Seine Mutter hatte bereits acht Kinder zur Welt gebracht, von denen aber nur noch vier am Leben waren. Er war insofern das fünfte Kind der Familie. Insgesamt gebar seine Mutter sechzehn Kinder, es wurden allerdings nur sieben davon groß. Die älteste Schwester - er hatte letztlich zwei Schwestern und vier Brüder - war 18 Jahre älter als er. Zu seinen drei älteren Brüdern hatte er praktisch keinen Kontakt, der älteste war Jahre zuvor schon als Wiedergeburt eines verstorbenen hohen Lamas und zugleich Wiedergeburt seines eigenen Onkels, der ebendieser Lama gewesen war, entdeckt worden und lebte in dem nahegelegenen Kloster Kumbum, in dem ein anderer, noch lebender Onkel eine hohe Stellung als Verwalter und Steuereintreiber innehatte. Der zweitälteste Bruder besuchte eine chinesische Schule in einem Nachbardorf, nur sein um drei Jahre älterer Bruder Lobsang Samten lebte noch in der Familie. Allerdings verließ auch dieser Bruder nach kurzer Zeit das Elternhaus: er wurde als Mönchsnovize ins Kloster Kumbum geschickt, das über feudalen Großgrundbesitz samt daraus abgeleiteter nahezu unumschränkter Macht über die Menschen der Region verfügte.

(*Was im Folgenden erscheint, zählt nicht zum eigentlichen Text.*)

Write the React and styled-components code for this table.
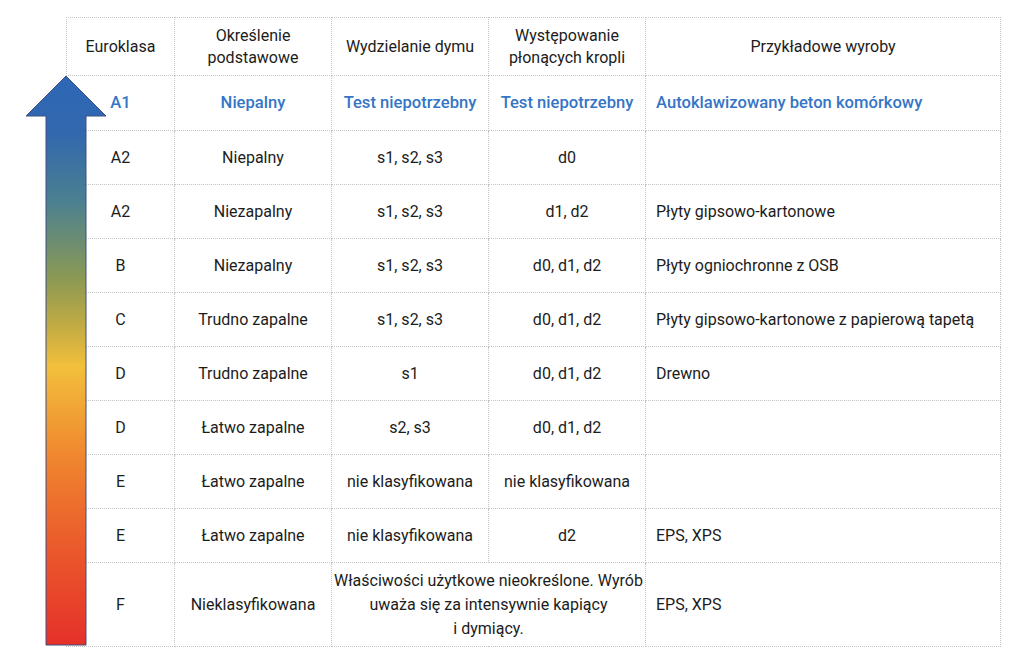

Im Winter 1937/38, Tschi war gerade einmal zweieinhalb Jahre alt, kam ein von der tibetischen Regierung in Lhasa ausgesandter Suchtrupp zum Kloster Kumbum, auf der Suche nach der Reinkarnation des vier Jahre zuvor verstorbenen 13. Dalai Lama. Eine ganze Reihe okkulter Anzeichen hatte den Trupp nach Amdo geführt: der Umstand vor allem, dass der Kopf der einbalsamierten und auf einen Thron gesetzten Leiche des Verstorbenen zur Seite gekippt war, so dass sein Gesicht nach Nordosten zeigte; es war dies als unzweifelhafter Hinweis gedeutet worden, dass in eben dieser Richtung seine Wiedergeburt aufzufinden sei. Tatsächlich wurde man im Umfeld des Klosters fündig: just im nahe gelegenen Elternhaus zweier Kumbum-Mönche, die just einen kleinen Bruder dort wohnen hatten. Das Alter dieses kleinen Bruders entsprach auch noch genau dem des gesuchten Kindes.